Le roman ne s’en tient pas à cette missive incendiaire. Abdellah Taïa nous invite à remonter le temps et la vie de son narrateur à travers trois autres lettres surprenantes. L’une a été écrite par un amant abandonné et pour toujours malheureux. La deuxième est un cri de colère du narrateur à 30 ans. Il y règle ses comptes avec son mentor, un homme plus âgé qui l’a aidé à quitter le Maroc et à étudier. Enfin la dernière est signée de l’unique ami d’enfance.

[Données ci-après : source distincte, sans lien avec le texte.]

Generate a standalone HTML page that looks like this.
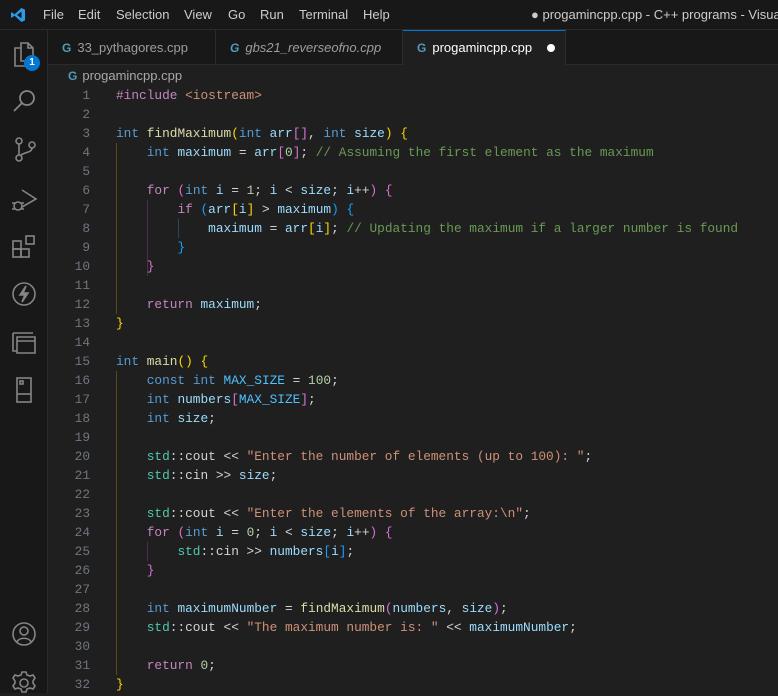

Observation des mécanismes de manipulation
La structure, efficace, conduit à l’essentiel dans un texte lapidaire. L’auteur se concentre de fait sur quatre époques déterminantes de l’existence du narrateur. On retiendra surtout la lettre écrite à 30 ans par Ahmed à cet intellectuel français des beaux quartiers. Implacable, il lui reproche d’incarner un néocolonialisme rampant “que la France refuse de voir”.
Les lettres en miroir, signées de l’amant éconduit et de l’ami abandonné, permettent à Abdellah Taïa de ne pas tomber dans l’hagiographie de son héros et de mettre à nu son incapacité à aimer. Car le livre est avant tout une fine observation des mécanismes de manipulation, pleine d’une violence tour à tour lyrique et froide.
Et dans ce roman de la maturité, Abdellah Taïa sait trouver les mots pour évoquer le “malheur interminable” de celui qui ne trouve sa place nulle part sur Terre, et voudrait quitter la langue française sans pouvoir pourtant se réconcilier avec le Maroc, “son premier monde”.